All this classic science fiction reading going on over at Buzby's Life got me motivated to pick up this old paperback I've had sitting on my on-deck shelf for quite some time. Brain Wave is classic golden age science fiction in the most speculative vein. What would happen if everybody in the world suddenly became super-intelligent? This question is answered in an interesting and entertaining manner, for the most part. It is burdened slightly by some of the psychological assumptions of the period and some stilted overly theoretical dialogue (external and internal)
"God!" Corinth's fists doubled. (If we could only learn more about ourselves! If we had a workable psychiatry!)
but those are classical tropes of the genre and did not overwhelm the book. As a bonus, on the plus side, there also was a really great animal-oriented side story that really pushed my buttons.
There are a few stories going on, but the principal narrative follows a young physicist and his happily homey wife. When the intelligence hits, which is the result of the earth passing out of a neuron-suppressing field it had been in for millenia, the world goes through a tremendous upheaval. Though people become more intelligent, they don't get any wiser and the same prejudices and fears that dominate their personalities remain intact. Ultimately, however, reason bears out. But the process to get there involves uprisings, a breakdown of the economic and political system, a lot of people going insane and all kinds of other mayhem that is quite fun to read about.
After the survivors manage to get past all this, we move into the more speculative part, where the humans reach for the stars and start figuring out how they are going to live. The human part of the story concerns the physicist and his wife. She can't handle the new intelligence and starts becoming more and more neurotic and depressive. A certain part of our humanity is lost with the intelligence and some people, Poul posits, can't handle this. Those who are used to looking outward and thinking hard and deeply about external subjects, e.g. scientists, were better equipped seems to be his argument. The dated part is that the latter group in the book is almost all men and the former represented by the wife. It's still an interesting idea and he does a good job of postulating what might happen.
The really cool side story, though, for me is about a simpleton farmhand. At the beginning of the book, he is mentally deficient, but strong and kept on the farm and basically adopted by its kindly owner. He's not allowed to drive, for instance. But when the change comes, he too starts to become intelligent. Only because he was behind to begin with, he only reaches up to a normal IQ. Everybody else is in super brain world and basically bail on the farm. He is left with the animals, who have also become more intelligent and thus extremely dangerous. Fortunately, he has an awesome dog with him, who remains man's best friend. The pigs cause the first problems, escaping and then hiding in the forest making attacks on the grain. Then the bull. It finally reaches a crisis point when he returns from town (the first time he'd left the farm since the change) and gets ambushed. Another bull takes the truck out and his faithful dog is trapped, wounded, on the roof.

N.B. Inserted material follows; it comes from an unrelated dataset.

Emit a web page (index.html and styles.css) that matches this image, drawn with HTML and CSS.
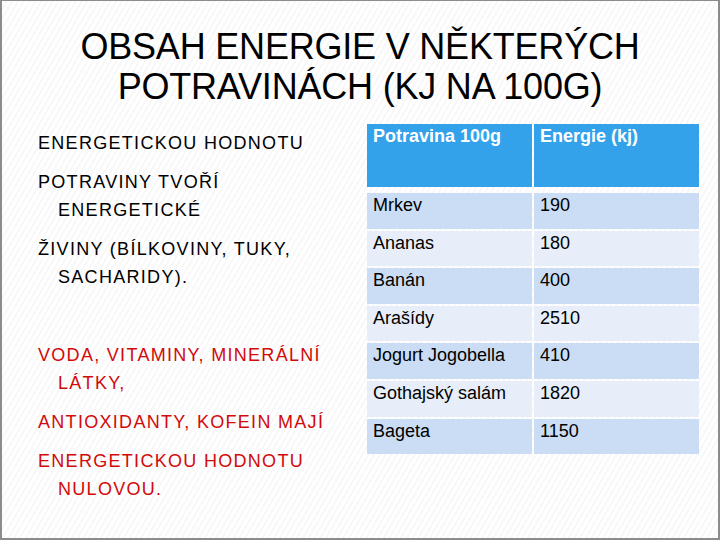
FILE: index.html
```html
<!DOCTYPE html>
<html lang="cs">
<head>
<meta charset="utf-8">
<title>Obsah energie</title>
<link rel="stylesheet" href="styles.css">
</head>
<body>
<div class="slide">
  <h1 class="title">OBSAH ENERGIE V NĚKTERÝCH<br>POTRAVINÁCH (KJ NA 100G)</h1>
  <div class="content">
    <div class="text">
      <p>ENERGETICKOU HODNOTU</p>
      <p>POTRAVINY TVOŘÍ ENERGETICKÉ</p>
      <p>ŽIVINY (BÍLKOVINY, TUKY, SACHARIDY).</p>
      <p class="empty"></p>
      <p class="red">VODA, VITAMINY, MINERÁLNÍ LÁTKY,</p>
      <p class="red">ANTIOXIDANTY, KOFEIN MAJÍ</p>
      <p class="red">ENERGETICKOU HODNOTU NULOVOU.</p>
    </div>
    <table class="food">
      <thead>
        <tr><th>Potravina 100g</th><th>Energie (kj)</th></tr>
      </thead>
      <tbody>
        <tr class="dark"><td>Mrkev</td><td>190</td></tr>
        <tr class="light"><td>Ananas</td><td>180</td></tr>
        <tr class="dark"><td>Banán</td><td>400</td></tr>
        <tr class="light"><td>Arašídy</td><td>2510</td></tr>
        <tr class="dark"><td>Jogurt Jogobella</td><td>410</td></tr>
        <tr class="light"><td>Gothajský salám</td><td>1820</td></tr>
        <tr class="dark"><td>Bageta</td><td>1150</td></tr>
      </tbody>
    </table>
  </div>
</div>
</body>
</html>
```
FILE: styles.css
```css
html, body {
  margin: 0;
  padding: 0;
  background: #fff;
}

.slide {
  box-sizing: border-box;
  width: 720px;
  height: 540px;
  border-top: 1px solid #8c8c8c;
  border-left: 2px solid #8c8c8c;
  border-right: 2px solid #8c8c8c;
  border-bottom: 2px solid #8c8c8c;
  background: repeating-linear-gradient(120deg, #ffffff 0 3px, #f8f8f8 3px 5px);
  font-family: "Liberation Sans", Arial, sans-serif;
  color: #000;
  overflow: hidden;
}

.title {
  margin: 0;
  padding-top: 26px;
  font-weight: normal;
  font-size: 36px;
  line-height: 40px;
  text-align: center;
  letter-spacing: -0.2px;
}

.content {
  display: grid;
  grid-template-columns: 327px auto;
  justify-content: start;
  padding-left: 36px;
  margin-top: 15px;
}

.text {
  width: 312px;
  padding-top: 7px;
  font-size: 18px;
  letter-spacing: 1.3px;
  line-height: 28px;
}

.text p {
  margin: 0 0 11px 0;
  padding-left: 20px;
  text-indent: -20px;
}

.text p.empty {
  height: 28px;
}

.text p.red {
  color: #d10a0a;
}

.food {
  justify-self: start;
  align-self: start;
  width: 336px;
  table-layout: fixed;
  border-collapse: separate;
  border-spacing: 2px;
  font-size: 18px;
  line-height: 21px;
}

.food th,
.food td {
  padding: 2px 6px 0 6px;
  text-align: left;
  vertical-align: top;
  overflow: hidden;
  white-space: nowrap;
}

.food th {
  height: 61px;
  background: #33a2ea;
  color: #fff;
  font-weight: bold;
  border-bottom: 4px solid transparent;
  background-clip: padding-box;
}

.food td {
  height: 33.6px;
}

.food tr.dark td {
  background: #cbddf5;
}

.food tr.light td {
  background: #e7eef9;
}
```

All seems lost when there is suddenly a shotgun rings out. It's the calvary. In the form of two chimpanzees riding an elephant who had escaped from the zoo! (He'd been warned about the zoo breakout when he went to town.) After the chimps and the elephant take out the bull and chase away the pigs, there is a nervous moment when the farmhand isn't sure about their intentions. Then the chimp approaches him and tugs on his jacket. The chimps can't handle the northeasterly climate and need his help to survive outside the protected environment of the zoo. An alliance is made and the chimps and the elephant join him to run the farm! Most awesome. I love shit like that.
His farm ends becoming what is one of many "moron communes" (really, that's what they call them), places for the non-super brainy humans to live. This is an important part of the speculation, actually, as the two societies ultimately separate, with the smart ones heading off planet to become custodians of the universe.

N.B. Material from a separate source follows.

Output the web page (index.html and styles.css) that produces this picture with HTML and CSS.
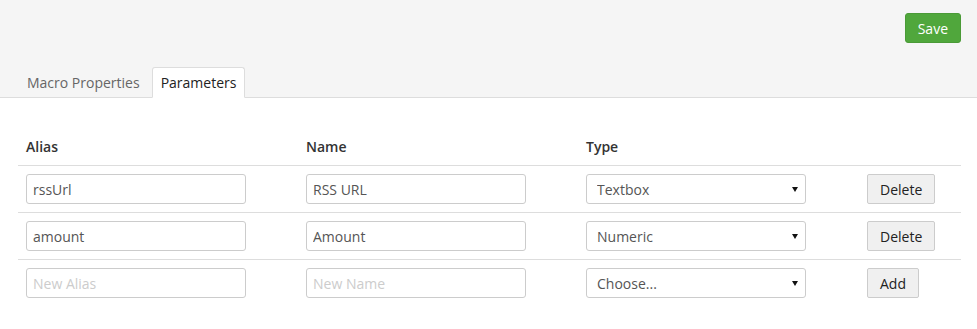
FILE: index.html
```html
<!DOCTYPE html>
<html lang="en">

<head>
    <meta charset="UTF-8">
    <meta name="viewport" content="width=device-width, initial-scale=1.0">
    <title>Macro Parameters</title>
    <link rel="stylesheet" href="styles.css">
</head>

<body>
    <div class="topbar">
        <div class="actions">
            <button class="btn-save">Save</button>
        </div>
        <ul class="tabs">
            <li class="tab">Macro Properties</li>
            <li class="tab active">Parameters</li>
        </ul>
    </div>

    <table class="params">
        <colgroup>
            <col class="col-alias">
            <col class="col-name">
            <col class="col-type">
            <col class="col-action">
        </colgroup>
        <thead>
            <tr>
                <th>Alias</th>
                <th>Name</th>
                <th>Type</th>
                <th></th>
            </tr>
        </thead>
        <tbody>
            <tr>
                <td><input type="text" value="rssUrl"></td>
                <td><input type="text" value="RSS URL"></td>
                <td>
                    <span class="select-wrap">
                        <select>
                            <option>Textbox</option>
                        </select>
                    </span>
                </td>
                <td><button class="btn">Delete</button></td>
            </tr>
            <tr>
                <td><input type="text" value="amount"></td>
                <td><input type="text" value="Amount"></td>
                <td>
                    <span class="select-wrap">
                        <select>
                            <option>Numeric</option>
                        </select>
                    </span>
                </td>
                <td><button class="btn">Delete</button></td>
            </tr>
            <tr>
                <td><input type="text" placeholder="New Alias"></td>
                <td><input type="text" placeholder="New Name"></td>
                <td>
                    <span class="select-wrap">
                        <select>
                            <option>Choose...</option>
                        </select>
                    </span>
                </td>
                <td><button class="btn">Add</button></td>
            </tr>
        </tbody>
    </table>
</body>

</html>
```

FILE: styles.css
```css
body {
    margin: 0;
    background-color: #fff;
    color: #333;
    font-family: "Open Sans", "Liberation Sans", sans-serif;
    font-size: 14px;
}

.topbar {
    background-color: #f5f5f5;
    border-bottom: 1px solid #ddd;
    height: 98px;
    box-sizing: border-box;
    display: flex;
    flex-direction: column;
    justify-content: space-between;
}

.actions {
    display: flex;
    justify-content: flex-end;
    padding: 13px 16px 0;
}

.btn-save {
    height: 30px;
    padding: 0 12px;
    font-family: inherit;
    font-size: 14px;
    color: #fff;
    background-color: #50a73c;
    border: 1px solid #4a9a37;
    border-radius: 3px;
}

.tabs {
    list-style: none;
    margin: 0 0 -1px;
    padding: 0 0 0 18px;
    display: flex;
}

.tab {
    height: 31px;
    box-sizing: border-box;
    padding: 5px 8px 0;
    margin-right: 3px;
    line-height: 20px;
    color: #666;
    border: 1px solid transparent;
    border-bottom: none;
}

.tab.active {
    color: #222;
    background-color: #fff;
    border-color: #ddd;
    border-radius: 3px 3px 0 0;
    border-bottom: 1px solid #fff;
}

.params {
    margin: 31px 0 0 18px;
    width: 943px;
    table-layout: fixed;
    border-collapse: collapse;
}

.col-alias,
.col-name {
    width: 280px;
}

.col-type {
    width: 281px;
}

.col-action {
    width: 102px;
}

th {
    text-align: left;
    font-weight: 600;
    color: #333;
    padding: 8px;
    line-height: 20px;
    border-bottom: 1px solid #ddd;
}

td {
    padding: 8px;
    line-height: 20px;
    vertical-align: middle;
}

tbody tr + tr td {
    border-top: 1px solid #ddd;
}

input,
select {
    display: block;
    width: 220px;
    height: 30px;
    box-sizing: border-box;
    font-family: inherit;
    font-size: 14px;
    color: #555;
    border: 1px solid #ccc;
    border-radius: 3px;
    background-color: #fff;
    padding: 0 6px;
    margin: 0;
}

input::placeholder {
    color: #ccc;
}

.select-wrap {
    position: relative;
    display: block;
    width: 220px;
}

select {
    appearance: none;
    padding: 0 10px;
}

.select-wrap::after {
    content: "";
    position: absolute;
    right: 8px;
    top: 13px;
    border-left: 3px solid transparent;
    border-right: 3px solid transparent;
    border-top: 5px solid #111;
}

.btn {
    display: block;
    height: 30px;
    padding: 0 12px;
    font-family: inherit;
    font-size: 14px;
    color: #222;
    background-color: #f0f0f0;
    border: 1px solid #ccc;
    border-radius: 2px;
}
```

Another box from the shelf
2 days ago
6 comments:
It is awesome that we read the same book at the same time without even knowing that we were doing that. I enjoyed this book as well and really dug the farmer side story too.
yeah talk about serendipitous! it's like you two are soulmates :-)
Not sure about soulmates! One thing I wanted to add to my review but forgot is that the book struck me as Marxist science fiction in the way that people doing menial jobs decided to quit based on their new found intelligence which brought the means of production to a halt and crippled society.
Yeah, that sounds a bit too gay. Beemused loves that kind of thing, though, don't know why.
Interesting that you saw it as Marxist, because there was one point where it seemed very conservative, but now I can't remember what it was.
Wild! How much of that story was the stuff about the farmer and the animals? Right out of Animal Day!
Not enough, unfortunately. Probably around 10-15% of the book.